[Supplied data]
##########

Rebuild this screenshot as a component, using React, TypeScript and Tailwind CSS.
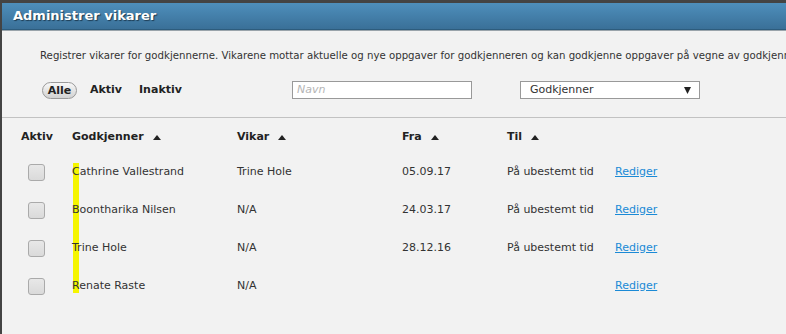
import React from "react";

interface Vikar {
  godkjenner: string;
  vikar: string;
  fra: string;
  til: string;
}

const rows: Vikar[] = [
  { godkjenner: "Cathrine Vallestrand", vikar: "Trine Hole", fra: "05.09.17", til: "På ubestemt tid" },
  { godkjenner: "Boontharika Nilsen", vikar: "N/A", fra: "24.03.17", til: "På ubestemt tid" },
  { godkjenner: "Trine Hole", vikar: "N/A", fra: "28.12.16", til: "På ubestemt tid" },
  { godkjenner: "Renate Raste", vikar: "N/A", fra: "", til: "" },
];

const cols = "grid grid-cols-[51px_165px_165px_105px_108px_1fr] items-center";

function SortArrow() {
  return (
    <svg width="8" height="5" viewBox="0 0 8 5" className="ml-[9px] inline-block">
      <path d="M0 5 L4 0 L8 5 Z" fill="#222" />
    </svg>
  );
}

function HeaderCell({ label, sort = true }: { label: string; sort?: boolean }) {
  return (
    <div className="flex items-center font-bold">
      {label}
      {sort && <SortArrow />}
    </div>
  );
}

export default function App() {
  return (
    <div className="w-[786px] h-[334px] overflow-hidden bg-[#444] pt-[3px] pl-[2px] text-[11px] text-[#333] font-['DejaVu_Sans',Verdana,sans-serif]">
      <div className="h-full bg-[#f2f2f2] flex flex-col">
        <div className="h-[27px] bg-gradient-to-b from-[#4e8fbc] to-[#3a7098] border-b border-[#2d5c7d] flex items-center pl-[11px]">
          <h1 className="text-white font-bold text-[13px] [text-shadow:1px_1px_1px_#1d3b52]">
            Administrer vikarer
          </h1>
        </div>
        <div className="h-px bg-[#9aa4ab]" />

        <p className="mt-[18px] pl-[38px] text-[10.2px] leading-[14px] whitespace-nowrap overflow-hidden">
          Registrer vikarer for godkjennerne. Vikarene mottar aktuelle og nye oppgaver for godkjenneren og kan godkjenne oppgaver på vegne av godkjenne
        </p>

        <div className="mt-[18px] h-[18px] flex items-center pl-[40px]">
          <button className="h-[17px] w-[35px] rounded-full border border-[#9a9a9a] bg-gradient-to-b from-[#f8f8f8] to-[#d2d2d2] font-bold text-[#222] leading-none">
            Alle
          </button>
          <span className="ml-[13px] font-bold text-[#222]">Aktiv</span>
          <span className="ml-[17px] font-bold text-[#222]">Inaktiv</span>
          <div className="ml-[110px] w-[180px] h-[18px] bg-white border border-[#999] flex items-center px-[4px]">
            <span className="italic text-[#b5b5b5]">Navn</span>
          </div>
          <div className="ml-[48px] w-[180px] h-[18px] bg-white border border-[#999] flex items-center justify-between pl-[9px] pr-[8px]">
            <span>Godkjenner</span>
            <svg width="7" height="7" viewBox="0 0 7 7">
              <path d="M0 0 L7 0 L3.5 7 Z" fill="#222" />
            </svg>
          </div>
        </div>

        <div className="mt-[18px] h-px bg-[#c2c2c2]" />

        <div className="relative pl-[19px]">
          <div className="absolute left-[71px] top-[45px] w-[6px] h-[130px] bg-[#f5f500]" />
          <div className={`${cols} h-[35px] pt-[3px] relative text-[#222]`}>
            <HeaderCell label="Aktiv" sort={false} />
            <HeaderCell label="Godkjenner" />
            <HeaderCell label="Vikar" />
            <HeaderCell label="Fra" />
            <HeaderCell label="Til" />
            <div />
          </div>
          {rows.map((r) => (
            <div key={r.godkjenner} className={`${cols} h-[38px] relative`}>
              <div className="pl-[7px]">
                <div className="w-[17px] h-[17px] rounded-[3px] border border-[#aaa] bg-gradient-to-b from-[#e8e8e8] to-[#dadada]" />
              </div>
              <div>{r.godkjenner}</div>
              <div>{r.vikar}</div>
              <div>{r.fra}</div>
              <div>{r.til}</div>
              <div>
                <a href="#" className="text-[#1b8ad6] underline">
                  Rediger
                </a>
              </div>
            </div>
          ))}
        </div>
      </div>
    </div>
  );
}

##########

[Exercise] Every line of text is to be repeated exactly; pictures are left out.

[In response]
Rebuild this screenshot as a component, using React, TypeScript and Tailwind CSS.
import React from "react";

interface Vikar {
  godkjenner: string;
  vikar: string;
  fra: string;
  til: string;
}

const rows: Vikar[] = [
  { godkjenner: "Cathrine Vallestrand", vikar: "Trine Hole", fra: "05.09.17", til: "På ubestemt tid" },
  { godkjenner: "Boontharika Nilsen", vikar: "N/A", fra: "24.03.17", til: "På ubestemt tid" },
  { godkjenner: "Trine Hole", vikar: "N/A", fra: "28.12.16", til: "På ubestemt tid" },
  { godkjenner: "Renate Raste", vikar: "N/A", fra: "", til: "" },
];

const cols = "grid grid-cols-[51px_165px_165px_105px_108px_1fr] items-center";

function SortArrow() {
  return (
    <svg width="8" height="5" viewBox="0 0 8 5" className="ml-[9px] inline-block">
      <path d="M0 5 L4 0 L8 5 Z" fill="#222" />
    </svg>
  );
}

function HeaderCell({ label, sort = true }: { label: string; sort?: boolean }) {
  return (
    <div className="flex items-center font-bold">
      {label}
      {sort && <SortArrow />}
    </div>
  );
}

export default function App() {
  return (
    <div className="w-[786px] h-[334px] overflow-hidden bg-[#444] pt-[3px] pl-[2px] text-[11px] text-[#333] font-['DejaVu_Sans',Verdana,sans-serif]">
      <div className="h-full bg-[#f2f2f2] flex flex-col">
        <div className="h-[27px] bg-gradient-to-b from-[#4e8fbc] to-[#3a7098] border-b border-[#2d5c7d] flex items-center pl-[11px]">
          <h1 className="text-white font-bold text-[13px] [text-shadow:1px_1px_1px_#1d3b52]">
            Administrer vikarer
          </h1>
        </div>
        <div className="h-px bg-[#9aa4ab]" />

        <p className="mt-[18px] pl-[38px] text-[10.2px] leading-[14px] whitespace-nowrap overflow-hidden">
          Registrer vikarer for godkjennerne. Vikarene mottar aktuelle og nye oppgaver for godkjenneren og kan godkjenne oppgaver på vegne av godkjenne
        </p>

        <div className="mt-[18px] h-[18px] flex items-center pl-[40px]">
          <button className="h-[17px] w-[35px] rounded-full border border-[#9a9a9a] bg-gradient-to-b from-[#f8f8f8] to-[#d2d2d2] font-bold text-[#222] leading-none">
            Alle
          </button>
          <span className="ml-[13px] font-bold text-[#222]">Aktiv</span>
          <span className="ml-[17px] font-bold text-[#222]">Inaktiv</span>
          <div className="ml-[110px] w-[180px] h-[18px] bg-white border border-[#999] flex items-center px-[4px]">
            <span className="italic text-[#b5b5b5]">Navn</span>
          </div>
          <div className="ml-[48px] w-[180px] h-[18px] bg-white border border-[#999] flex items-center justify-between pl-[9px] pr-[8px]">
            <span>Godkjenner</span>
            <svg width="7" height="7" viewBox="0 0 7 7">
              <path d="M0 0 L7 0 L3.5 7 Z" fill="#222" />
            </svg>
          </div>
        </div>

        <div className="mt-[18px] h-px bg-[#c2c2c2]" />

        <div className="relative pl-[19px]">
          <div className="absolute left-[71px] top-[45px] w-[6px] h-[130px] bg-[#f5f500]" />
          <div className={`${cols} h-[35px] pt-[3px] relative text-[#222]`}>
            <HeaderCell label="Aktiv" sort={false} />
            <HeaderCell label="Godkjenner" />
            <HeaderCell label="Vikar" />
            <HeaderCell label="Fra" />
            <HeaderCell label="Til" />
            <div />
          </div>
          {rows.map((r) => (
            <div key={r.godkjenner} className={`${cols} h-[38px] relative`}>
              <div className="pl-[7px]">
                <div className="w-[17px] h-[17px] rounded-[3px] border border-[#aaa] bg-gradient-to-b from-[#e8e8e8] to-[#dadada]" />
              </div>
              <div>{r.godkjenner}</div>
              <div>{r.vikar}</div>
              <div>{r.fra}</div>
              <div>{r.til}</div>
              <div>
                <a href="#" className="text-[#1b8ad6] underline">
                  Rediger
                </a>
              </div>
            </div>
          ))}
        </div>
      </div>
    </div>
  );
}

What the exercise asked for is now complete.